Are All These Parenting Books Messing With Parents’ Heads? 

Are All These Parenting Books Messing With Parents’ Heads? 

I have a massive stack of parenting books on my desk. Some of them tell me I’m doing an awesome job raising my kid (those books, I dog-ear and pet lovingly). Others tell me I’m screwing everything up, from bed time to screen time. I devour them all, for my job, but also because there’s part of me that keeps looking for that thing to cling to.

That just-discovered philosophy from some remote village where all the kids are happy and helpful, that scientifically-proven technique that will give me five more hours a day, that voice that’s going to say, “Oh, honey, you mean you’ve been navigating parenthood without an instruction manual? Here you go“.

I’m searching for answers at a stage where there seems to be an endless number of questions.

But is there such a thing as too much parenting advice? As pretty much anyone with a child will tell you, oh hell yeah there is. The Guardian published “The Diabolical Genius of the Baby Advice Industry,” in which Oliver Burkeman argues that parents, particularly brand new ones, are a unique prey.

He writes that the exploding genre of parenting guides “targets people at their most sleep-deprived, at the beginning of what will surely be the weightiest responsibility of their lives and suggests that maybe, just maybe, between the covers of this book, lies the morsel of information that will make the difference between their baby’s flourishing or floundering”.

What Burkeman believes parents are trying to do is bring “the terrifying unpredictability of the world under control”. And is there anything more unpredictable than suddenly being in charge of a new baby who doesn’t know day from night or where his own nose is?

At the same time, there’s a wondrous sense of hope in it all. While it’s too late to perfect our own adult lives, Burkeman writes that “a brand-new baby makes it possible to believe in the fantasy once more”. Could your offspring be the next Bill Gates or Oprah or Jon Stewart if you just nurture them the right way?

But read enough of these books and you’ll quickly find that no “right” way exists and there’s a threshold to how much advice you can consume before you start questioning every single decision you have to make (Are flushable wipes really better than the ones you throw in the trash can?). Everything seems to contradict each other.
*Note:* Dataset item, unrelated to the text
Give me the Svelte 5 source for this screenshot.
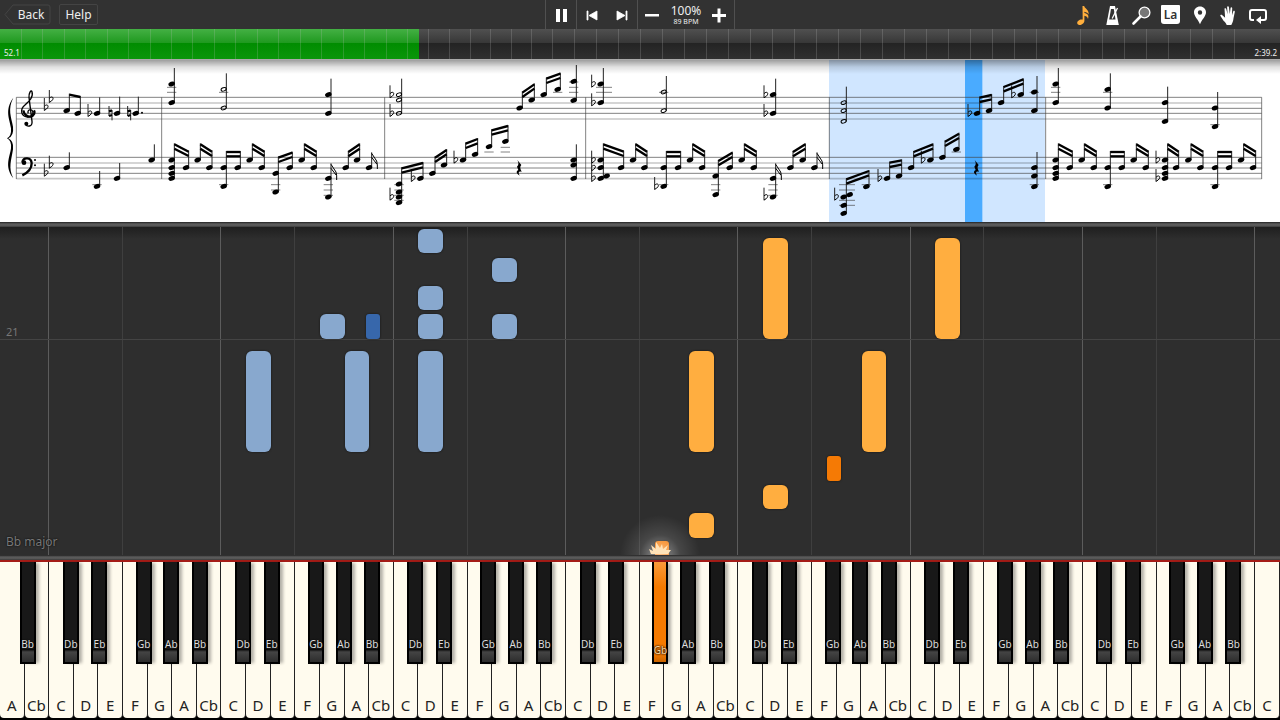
<script>
    // widths of the measures on the progress bar
    const measures = [218, ...Array(19).fill(214), ...Array(6).fill(205), ...Array(32).fill(220), 245];
    const progress = 32.7;

    const names = ['A', 'Cb', 'C', 'D', 'E', 'F', 'G'];
    // black key that sits right of a white key, and how far off the gap it is
    const blacks = {
        A: { name: 'Bb', shift: 4 },
        C: { name: 'Db', shift: -2 },
        D: { name: 'Eb', shift: 2 },
        F: { name: 'Gb', shift: -3 },
        G: { name: 'Ab', shift: 0 }
    };
    const keys = Array.from({ length: 52 }, (_, i) => ({
        id: i,
        name: names[i % 7],
        black: i < 51 ? blacks[names[i % 7]] : undefined
    }));
    const pressed = 26;

    // key = white key index, bottom = distance from the keyboard
    const falling = [
        { key: 17, bottom: 302, height: 24, hand: 'left' },
        { key: 20, bottom: 273, height: 24, hand: 'left' },
        { key: 17, bottom: 245, height: 24, hand: 'left' },
        { key: 17, bottom: 216, height: 25, hand: 'left' },
        { key: 20, bottom: 216, height: 25, hand: 'left' },
        { key: 13, bottom: 216, height: 25, hand: 'left' },
        { key: 14, bottom: 216, height: 25, hand: 'left', sharp: 4 },
        { key: 10, bottom: 103, height: 101, hand: 'left' },
        { key: 14, bottom: 103, height: 101, hand: 'left' },
        { key: 17, bottom: 103, height: 101, hand: 'left' },
        { key: 31, bottom: 216, height: 101, hand: 'right' },
        { key: 38, bottom: 216, height: 101, hand: 'right' },
        { key: 28, bottom: 103, height: 101, hand: 'right' },
        { key: 35, bottom: 103, height: 101, hand: 'right' },
        { key: 33, bottom: 74, height: 25, hand: 'right', sharp: -3 },
        { key: 31, bottom: 46, height: 24, hand: 'right' },
        { key: 28, bottom: 17, height: 25, hand: 'right' },
        { key: 26, bottom: -12, height: 26, hand: 'right', sharp: -3 }
    ];

    // score: x, note heads, top of the stem, extras
    const c = (x, n, top, extra = {}) => ({ x, n, top, flats: [], ledgers: [], ...extra });
    const down = (x1, x2) => [c(x1, [300], 250), c(x2, [323], 272)];
    const L3 = [374, 390, 406];

    const score = [
        {
            x: 0,
            chords: [
                c(200, [152], 101), c(233, [160], 108),
                c(291, [160], 112, { flats: [160] }),
                c(351, [160], 110, { natural: true }),
                c(407, [160], 110, { natural: true, dot: true }),
                c(200, [323], 277), c(291, [379], 333, { ledgers: [374] }),
                c(351, [355], 309), c(455, [300], 253)
            ],
            beams: [[208, 101, 241, 108, 1]]
        },
        {
            x: 0,
            chords: [
                c(515, [72, 128], 24, { ledgers: [82, 97] }),
                c(671, [88, 144], 40, { half: true, ledgers: [97] }),
                c(985, [104, 160], 56),
                c(515, [300, 323, 340, 355], 250), c(558, [323], 272),
                ...down(593, 628),
                c(671, [323, 379], 273, { ledgers: [374] }), c(713, [323], 273),
                ...down(749, 785),
                c(827, [340, 396], 290, { ledgers: [374, 390] }), c(869, [323], 275),
                ...down(905, 941),
                c(985, [355, 411], 310, { ledgers: L3, flag: true }),
                c(1037, [323], 273), c(1071, [300], 250),
                c(1107, [323], 277, { flag: true })
            ],
            beams: [
                [523, 250, 566, 272], [601, 250, 636, 272], [679, 273, 721, 273], [757, 250, 793, 272],
                [835, 290, 877, 275], [913, 250, 949, 272], [1045, 273, 1079, 250]
            ]
        },
        {
            x: 960,
            chords: [
                c(237, [104, 120, 160], 56, { half: true, flats: [104, 160] }),
                c(599, [144], 95), c(635, [120], 70), c(671, [104], 53),
                c(713, [88], 38, { ledgers: [97] }),
                c(761, [64, 121], 15, { ledgers: [66, 82, 97] }),
                c(237, [372, 396, 411, 428], 322, { flats: [411], ledgers: [374, 390, 406, 421] }),
                c(301, [355], 306, { flats: [355] }),
                c(337, [340], 290), c(372, [315], 267),
                c(429, [300], 248, { flats: [300] }), c(465, [283], 234),
                c(507, [260], 208, { ledgers: [276] }), c(556, [244], 195, { ledgers: [262, 276] }),
                c(761, [300, 315, 355], 253)
            ],
            beams: [
                [607, 95, 643, 70], [679, 53, 721, 38], [245, 322, 309, 306], [345, 290, 380, 267],
                [437, 248, 473, 234], [515, 208, 564, 195]
            ],
            rest: 597
        },
        {
            x: 1740,
            chords: [
                c(62, [72, 128], 24, { flats: [72, 128], ledgers: [82, 97], wide: 20 }),
                c(251, [96, 152], 48, { half: true, ledgers: [97] }),
                c(579, [104, 160], 56, { flats: [104, 160] }),
                c(62, [300, 323, 355], 250, { flats: [300, 323, 355], second: 348 }), c(123, [323], 272),
                ...down(159, 193),
                c(251, [323, 379], 273, { flats: [379], ledgers: [374] }), c(294, [323], 273),
                ...down(330, 366),
                c(407, [348, 404], 300, { ledgers: [374, 390] }), c(449, [323], 275),
                ...down(485, 521),
                c(579, [355, 411], 310, { flats: [411], ledgers: L3, flag: true }),
                c(631, [323], 273), c(668, [300], 250),
                c(703, [323], 277, { flag: true })
            ],
            beams: [
                [70, 250, 131, 272], [167, 250, 201, 272], [259, 273, 302, 273], [338, 250, 374, 272],
                [415, 300, 457, 275], [493, 250, 529, 272], [639, 273, 676, 250]
            ]
        },
        {
            x: 2460,
            chords: [
                c(71, [128, 152, 184], 80, { half: true }),
                c(471, [160], 110, { flats: [160] }), c(507, [152], 102),
                c(543, [128], 78), c(602, [104], 55, { flats: [104] }),
                c(643, [96, 152], 48, { ledgers: [97] }),
                c(71, [411, 436, 460], 355, { flats: [411], second: 404, wide: 20, ledgers: [374, 390, 421, 436] }),
                c(139, [380], 330, { ledgers: [374] }),
                c(201, [355], 305, { flats: [355] }), c(237, [348], 298),
                c(273, [323], 273), c(331, [300], 250, { flats: [300] }),
                c(367, [292], 242), c(409, [268], 218, { ledgers: [276] }),
                c(643, [323, 348, 380], 276, { ledgers: [374] })
            ],
            beams: [
                [479, 110, 515, 102], [551, 78, 610, 55], [79, 355, 147, 330], [209, 305, 245, 298],
                [281, 273, 339, 250], [375, 242, 417, 218]
            ],
            rest: 469
        },
        {
            x: 3090,
            chords: [
                c(77, [72, 128], 24, { ledgers: [82, 97] }),
                c(233, [88, 144], 40, { ledgers: [97] }),
                c(405, [128, 184], 80), c(555, [144, 200], 96, { ledgers: [194] }),
                c(77, [300, 323, 340, 355], 250), c(119, [323], 272),
                ...down(155, 191),
                c(233, [323, 380], 273, { ledgers: [374] }), c(275, [323], 273),
                ...down(311, 347),
                c(405, [300, 323, 340, 355], 250, { flats: [300, 355] }), c(438, [323], 272),
                ...down(475, 511),
                c(555, [323, 380], 273, { ledgers: [374] }), c(597, [323], 273),
                ...down(633, 669)
            ],
            beams: [
                [85, 250, 127, 272], [163, 250, 199, 272], [241, 273, 283, 273], [319, 250, 355, 272],
                [413, 250, 446, 272], [483, 250, 519, 272], [563, 273, 605, 273], [641, 250, 677, 272]
            ]
        }
    ];

    const darkLines = [112, 145, 160, 292, 324, 340];
    const paleLines = [129, 177, 309, 356];
    const barLines = [49, 485, 1154, 1757, 2488, 3137, 3785];
    const signature = [[137, 142], [152, 118], [137, 339], [152, 315]];
</script>

{#snippet flat(x, y)}
    <path class="stem" d="M{x - 4} {y - 28}V{y + 10}" />
    <path class="bowl" d="M{x - 4} {y - 3}C{x + 3} {y - 11} {x + 10} {y - 6} {x + 6} {y + 1}Q{x + 3} {y + 6} {x - 4} {y + 9}" />
{/snippet}

<div class="app">
    <header class="toolbar">
        <nav>
            <button class="back">
                <svg viewBox="0 0 47 21" width="47" height="21"><path d="M9 1H44Q46 1 46 3V18Q46 20 44 20H9L1 10.500Z" fill="none" stroke="#444" /></svg>
                <span>Back</span>
            </button>
            <button class="help">Help</button>
        </nav>

        <div class="transport">
            <div class="group">
                <button class="icon" aria-label="Pause"><svg viewBox="0 0 30 28"><path d="M10 8h4v13h-4zM17 8h4v13h-4z" /></svg></button>
            </div>
            <div class="group">
                <button class="icon" aria-label="Previous"><svg viewBox="0 0 30 28"><path d="M10 10h1v9h-1zM20 10v9l-8-4.500z" stroke="#fff" stroke-width=".8" /></svg></button>
                <button class="icon" aria-label="Next"><svg viewBox="0 0 30 28"><path d="M19 10h1v9h-1zM10 10v9l8-4.500z" stroke="#fff" stroke-width=".8" /></svg></button>
            </div>
            <div class="group">
                <button class="icon" aria-label="Slower"><svg viewBox="0 0 30 28"><path d="M7 13h14v2.500H7z" /></svg></button>
                <div class="tempo"><span>100%</span><small>89 BPM</small></div>
                <button class="icon" aria-label="Faster"><svg viewBox="0 0 30 28"><path d="M8 13h14v3H8zM13.500 7.500h3v14h-3z" /></svg></button>
            </div>
        </div>

        <div class="tools">
            <button class="icon" aria-label="Notes">
                <svg viewBox="0 0 30 28" class="amber"><path d="M13.500 5H15.200C15.500 7.500 20.600 9 19.500 13.500C19 12 17.500 11.200 15.400 10.800V12C18.500 12.800 20.300 14 19 18C18.600 16 17.500 15.200 15.400 14.800V20C15.200 23.500 9.500 25.500 8.300 22.500C7.700 19.800 11.300 17.800 13.700 18.600Z" /></svg>
            </button>
            <button class="icon" aria-label="Metronome">
                <svg viewBox="0 0 30 28"><path d="M12 5h5l3.800 19H8.300z" /><path d="M13 8h2.800l1.700 10.500h-6.300z" fill="#333" /><path d="M14.200 17.500L19.500 7" stroke="#fff" stroke-width="1.300" /></svg>
            </button>
            <button class="icon" aria-label="Zoom">
                <svg viewBox="0 0 30 28"><circle cx="17.500" cy="11.500" r="5.400" fill="#777" stroke="#fff" stroke-width="1.300" /><path d="M13.500 15.500L6.500 22.500" stroke="#fff" stroke-width="2.600" stroke-linecap="round" /></svg>
            </button>
            <button class="icon" aria-label="Note names"><span class="la">La</span></button>
            <button class="icon" aria-label="Bookmark">
                <svg viewBox="0 0 30 28"><path fill-rule="evenodd" d="M15 5.500c-3.400 0-6 2.600-6 5.700 0 4 4 7 6 12 2-5 6-8 6-12 0-3.100-2.600-5.700-6-5.700zm0 3.800a2.200 2.200 0 1 1 0 4.400 2.200 2.200 0 0 1 0-4.400z" /></svg>
            </button>
            <button class="icon" aria-label="Hands">
                <svg viewBox="0 0 30 28"><path d="M10.500 7.500c1-.7 1.600 0 1.800.8l1.300 5-.5-7.200c.1-1.100 1.600-1.100 1.800 0l.9 7 .8-6.300c.3-1 1.600-.8 1.600.3l-.2 7.200 1.300-4c.5-1 1.700-.4 1.500.6l-1.300 6.400c-.2 3-1.200 4.700-2.200 6.700h-4.600c-.7-1.800-1.600-2.900-3-4l-3.400-5.300c-.1-1 1.100-1.400 2-.5l2.800 2.500z" /></svg>
            </button>
            <button class="icon" aria-label="Loop">
                <svg viewBox="0 0 30 28"><path d="M11 19H9Q7 19 7 17V11Q7 9 9 9H21Q23 9 23 11V17Q23 19 21 19H17" fill="none" stroke="#fff" stroke-width="2" /><path d="M18 15v8l-5-4z" /></svg>
            </button>
        </div>
    </header>

    <div class="timeline" role="progressbar" aria-label="Song position" aria-valuenow={progress}>
        <div class="played" style="width: {progress}%"></div>
        <div class="ticks">
            {#each measures as m}<i style="flex-grow: {m}"></i>{/each}
        </div>
        <div class="times"><span>52.1</span><span>2:39.2</span></div>
    </div>

    <svg class="sheet" viewBox="0 0 3840 486" role="img" aria-label="Sheet music">
        <rect x="2487" width="648" height="486" fill="#d0e6ff" />
        <rect x="2895" width="52" height="486" fill="#4aabff" />
        {#each paleLines as y}<path class="pale" d="M49 {y}H3785" />{/each}
        {#each darkLines as y}<path class="thin" d="M49 {y}H3785" />{/each}
        {#each barLines as x}<path class="thin" d="M{x} 112V357" />{/each}

        <path d="M40 113C12 150 30 180 33 205Q35 228 21 235Q35 242 33 265C30 290 12 320 40 355C24 325 34 300 39 268Q42 243 25 235Q42 227 39 200C34 170 22 148 40 113Z" />
        <path class="clef" d="M85 160C80 152 92 144 98 153C102 163 92 173 82 171C62 168 60 148 74 136C88 123 101 111 96 95C93 88 86 100 87 112L96 184C98 200 80 203 76 191" />
        <path class="clef fat" d="M70 151C72 163 82 171 92 170C102 167 106 158 102 151" />
        <circle cx="79" cy="191" r="6" />
        <path class="clef fat" d="M67 307C70 290 94 292 95 310C95 328 82 339 67 346" />
        <circle cx="72" cy="308" r="7" />
        <circle cx="105" cy="300" r="3" /><circle cx="105" cy="316" r="3" />
        {#each signature as [x, y]}{@render flat(x, y)}{/each}

        {#each score as bar}
            <g transform="translate({bar.x})">
                {#each bar.chords as ch}
                    {#each ch.ledgers as y}<path class="thin" d="M{ch.x - 14} {y}H{ch.x + 14 + (ch.wide ?? 0)}" />{/each}
                    <path class="stem" d="M{ch.x + 8} {ch.top}V{Math.max(...ch.n)}" />
                    {#each ch.n as y}
                        <ellipse class:half={ch.half} rx={ch.half ? 8 : 10} ry={ch.half ? 5 : 7} transform="translate({ch.x} {y}) rotate(-20)" />
                    {/each}
                    {#if ch.second}
                        <ellipse rx="10" ry="7" transform="translate({ch.x + 18} {ch.second}) rotate(-20)" />
                    {/if}
                    {#each ch.flats as y}{@render flat(ch.x - 23, y)}{/each}
                    {#if ch.natural}
                        <path class="stem" d="M{ch.x - 24} 138V168M{ch.x - 15} 150V181" />
                        <path class="beam" d="M{ch.x - 24} 154l9 -3M{ch.x - 24} 168l9 -3" />
                    {/if}
                    {#if ch.dot}<circle cx={ch.x + 19} cy="158" r="3" />{/if}
                    {#if ch.flag}
                        <path class="flag" d="M{ch.x + 8} {ch.top + 3}L{ch.x + 23} {ch.top + 26}Q{ch.x + 26} {ch.top + 36} {ch.x + 25} {ch.top + 50}M{ch.x + 8} {ch.top + 15}L{ch.x + 24} {ch.top + 36}" />
                    {/if}
                {/each}
                {#each bar.beams as [x1, y1, x2, y2, single]}
                    <path class="beam" d="M{x1} {y1 + 3}L{x2} {y2 + 3}" />
                    {#if !single}<path class="beam" d="M{x1} {y1 + 16}L{x2} {y2 + 16}" />{/if}
                {/each}
                {#if bar.rest}
                    <path d="M{bar.rest - 5} 300L{bar.rest + 7} 315Q{bar.rest} 322 {bar.rest + 8} 335Q{bar.rest - 6} 332 {bar.rest + 2} 347Q{bar.rest - 14} 336 {bar.rest - 2} 330L{bar.rest - 6} 320Q{bar.rest + 2} 312 {bar.rest - 5} 300Z" />
                {/if}
            </g>
        {/each}

        <defs>
            <linearGradient id="shade" x2="0" y2="1">
                <stop offset="0" stop-color="#000" stop-opacity=".38" />
                <stop offset=".5" stop-color="#000" stop-opacity=".12" />
                <stop offset="1" stop-color="#000" stop-opacity="0" />
            </linearGradient>
        </defs>
        <rect width="3840" height="42" fill="url(#shade)" />
    </svg>

    <div class="divider"></div>

    <main class="roll">
        <div class="lanes">
            {#each keys as key (key.id)}<i class:octave={key.name === 'C'} class:mid={key.name === 'F'}></i>{/each}
        </div>
        <div class="measure"><span>21</span></div>
        {#each falling as n}
            <div
                class="note {n.hand}"
                class:sharp={n.sharp}
                style="left: {n.sharp ? `calc(${((n.key + 1) / 52) * 100}% + ${n.sharp - 7}px)` : `${(n.key / 52) * 100}%`}; bottom: {n.bottom}px; height: {n.height}px"
            ></div>
        {/each}
        <div class="spark" style="left: {(26.8 / 52) * 100}%">
            <svg viewBox="0 0 24 16" width="24" height="16"><path d="M3 15L1 10L5 12L3 6L8 10L8 3L12 9L14 5L15 10L20 6L18 11L23 11L20 15Z" /></svg>
        </div>
        <span class="tonality">Bb major</span>
    </main>

    <div class="divider"></div>

    <div class="keyboard">
        {#each keys as key (key.id)}
            <div class="slot">
                <button class="white">{key.name}</button>
                {#if key.black}
                    <button
                        class="black"
                        class:pressed={key.id === pressed}
                        style="left: calc(100% + {key.black.shift - 9}px)"
                    ><span>{key.black.name}</span></button>
                {/if}
            </div>
        {/each}
    </div>
</div>

<style>
    :global(body) {
        margin: 0;
        background: #000;
    }

    .app {
        display: flex;
        flex-direction: column;
        min-height: 100vh;
        overflow: hidden;
        font-family: "Noto Sans", "Open Sans", sans-serif;
        color: #eee;
    }

    button {
        padding: 0;
        border: 0;
        background: none;
        color: inherit;
        font: inherit;
    }

    .toolbar {
        display: grid;
        grid-template-columns: 1fr auto 1fr;
        height: 29px;
        background: #323232;
    }

    nav {
        display: flex;
        align-items: center;
        gap: 9px;
        padding-left: 4px;
        font-size: 12px;
    }

    .back {
        display: grid;
        align-items: center;
        width: 46px;
        height: 21px;
    }

    .back svg,
    .back span {
        grid-area: 1 / 1;
    }

    .back span {
        padding-left: 7px;
    }

    .help {
        width: 39px;
        height: 21px;
        border: 1px solid #444;
        border-radius: 2px;
        line-height: 18px;
    }

    .transport {
        display: flex;
        border-left: 1px solid #505050;
    }

    .group {
        display: flex;
        border-right: 1px solid #505050;
    }

    .icon {
        display: flex;
        align-items: center;
        justify-content: center;
        width: 30px;
        height: 29px;
    }

    .icon svg {
        width: 30px;
        height: 28px;
        flex: none;
        fill: #fff;
    }

    .icon svg.amber {
        fill: #ffae3c;
    }

    .tempo {
        display: flex;
        flex-direction: column;
        align-items: center;
        width: 36px;
        padding-top: 4px;
        white-space: nowrap;
    }

    .tempo span {
        font-size: 12px;
        line-height: 14px;
    }

    .tempo small {
        font-size: 7px;
        line-height: 8px;
    }

    .tools {
        display: flex;
        justify-content: flex-end;
        padding-right: 8px;
    }

    .tools .icon {
        width: 29px;
    }

    .la {
        width: 19px;
        height: 19px;
        border-radius: 1px 1px 3px 3px;
        background: #fff;
        color: #333;
        font-size: 12px;
        font-weight: 600;
        line-height: 20px;
    }

    .timeline {
        display: grid;
        height: 30px;
        border-bottom: 1px solid #aaa;
        background: linear-gradient(#505050, #383838 45%, #232323 46%, #303030);
    }

    .played,
    .ticks,
    .times {
        grid-area: 1 / 1;
    }

    .played {
        background: linear-gradient(#44b044, #209a20 45%, #008c00 46%, #0a960a);
    }

    .ticks {
        display: flex;
    }

    .ticks i {
        flex-basis: 0;
        box-sizing: border-box;
        border-right: 1px solid rgba(190, 190, 190, 0.22);
    }

    .ticks i:nth-last-child(-n + 2) {
        border: 0;
    }

    .times {
        display: flex;
        justify-content: space-between;
        align-items: flex-end;
        padding: 0 3px 1px 4px;
        font-size: 8px;
        line-height: 11px;
    }

    .sheet {
        display: block;
        width: 100%;
        background: #fff;
    }

    .thin {
        fill: none;
        stroke: #444;
        stroke-width: 2;
    }

    .pale {
        stroke: #000;
        stroke-opacity: 0.22;
        stroke-width: 5;
    }

    .stem {
        stroke: #222;
        stroke-width: 3;
    }

    .beam {
        stroke: #000;
        stroke-width: 7;
    }

    .flag,
    .bowl {
        fill: none;
        stroke: #000;
        stroke-width: 3;
    }

    .clef {
        fill: none;
        stroke: #000;
        stroke-width: 4;
    }

    .clef.fat {
        stroke-width: 7;
    }

    .half {
        fill: none;
        stroke: #000;
        stroke-width: 3;
    }

    .divider {
        height: 5px;
        background: linear-gradient(#222, #5c5c5c 40%, #555 80%, #333);
    }

    .roll {
        position: relative;
        flex: 1;
        min-height: 328px;
        overflow: hidden;
        background: linear-gradient(#1f1f1f, #2e2e2e 12px);
    }

    .lanes {
        position: absolute;
        inset: 0;
        display: flex;
    }

    .lanes i {
        flex: 1;
    }

    .octave {
        box-shadow: -1px 0 #5c5c5c;
    }

    .mid {
        box-shadow: -1px 0 #3f3f3f;
    }

    .measure {
        position: absolute;
        left: 0;
        right: 0;
        bottom: 215px;
        padding-left: 6px;
        border-bottom: 1px solid #444;
        color: #777;
        font-size: 11px;
        line-height: 14px;
    }

    .note {
        position: absolute;
        width: calc(100% / 52);
        border-radius: 6px;
        box-shadow: 0 0 2px #111;
    }

    .note.sharp {
        width: 14px;
        border-radius: 3px;
    }

    .left {
        background: #88a8ce;
    }

    .right {
        background: #ffae40;
    }

    .left.sharp {
        background: #3767ab;
    }

    .right.sharp {
        background: #f57a05;
    }

    .spark {
        position: absolute;
        bottom: 0;
        display: flex;
        justify-content: center;
        align-items: flex-end;
        width: 100px;
        height: 50px;
        margin-left: -50px;
        background: radial-gradient(ellipse 40px 40px at 50% 100%, rgba(255, 255, 255, 0.5), rgba(255, 255, 255, 0.12) 50%, transparent);
    }

    .spark path {
        fill: #ffe3b8;
    }

    .tonality {
        position: absolute;
        left: 6px;
        bottom: 4px;
        color: #777;
        font-size: 12px;
        line-height: 18px;
        text-shadow: 0 0 2px #000;
    }

    .keyboard {
        display: flex;
        padding-bottom: 2px;
        border-top: 2px solid #a51c17;
        background: #000;
    }

    .slot {
        position: relative;
        flex: 1;
    }

    .white {
        display: flex;
        align-items: flex-end;
        justify-content: center;
        box-sizing: border-box;
        width: 100%;
        height: 156px;
        padding-bottom: 3px;
        border-right: 1px solid #222;
        border-radius: 0 0 4px 4px;
        background: #fffbee;
        color: #222;
        font-size: 15px;
        line-height: 20px;
    }

    .black {
        position: absolute;
        top: 0;
        z-index: 1;
        display: flex;
        align-items: flex-end;
        justify-content: center;
        box-sizing: border-box;
        width: 16px;
        height: 102px;
        padding-bottom: 12px;
        border: solid #000;
        border-width: 0 2px 2px;
        background: linear-gradient(#181818 87%, #000 87%, #444 90%, #2c2c2c);
        box-shadow: 4px 0 3px -1px rgba(0, 0, 0, 0.3);
        color: #ddd;
        font-size: 10px;
        line-height: 12px;
        text-shadow: 0 0 2px #000;
    }

    .pressed {
        padding-bottom: 6px;
        background: linear-gradient(#fa9a3a, #f57a00 25%, #f57a00 92%, #c96400);
        color: #ffd9a0;
        text-shadow: 0 0 2px #000, 0 0 2px #000;
    }
</style>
Burkeman points out that in the baby advice industry, there are two opposing camps: the Baby Trainers (those who urge parents to implement strict schedules and structures as early as possible) and Natural Parents (those who believe that “modernity had corrupted the purity of parenthood, which could be recovered only by emulating the earthy practices of indigenous tribes in the developing world and/or prehistoric humans”).

Many parenting styles fall somewhere within those circles — there’s Tiger parenting, slow parenting, attachment parenting, free-range parenting, RIE and helicopter parenting. While there are some hardcore advocates for certain philosophies, I think a lot of us fall into the let’s-just-do-the-best-we-can category. Why do we need these boxes at all?

Burkeman cites the work of psychologist Alison Gopnik when he explains that perhaps our mistake as parents is “in imagining that anything as complex as a relationship between humans could be reduced to a set of consciously manipulable variables”. We’re putting stress on ourselves and our kids by trying to stay within the lines.

So far, at various stages of raising my daughter, I’ve cherrypicked parenting advice that sounded like it might work for my specific situation. (Let’s face it, I usually just chose whichever method would give me the most sleep), I have co-slept and I’ve followed a strict technique of getting my toddler out of nappies in three days.

I still read lots of parenting books and I find value in them, but I don’t place any of the authors’ advice over that of trusted friends who have older children and our paediatrician. I’m more into parenting reminders than parenting rules. (I live by this one from Brené Brown’s The Gifts of Imperfect Parenting, which says, “Who we are is a much more accurate predictor of how our kids will do than what we know or understand about the science of parenting”.)

I will always get excited over a good parenting hack.

I know that we as parents should love our kids, acknowledge their feelings and make ourselves available for them when they need us. Aside from that, do whatever works for you. Your confidence will come through experience, not through the pages of the latest bestseller.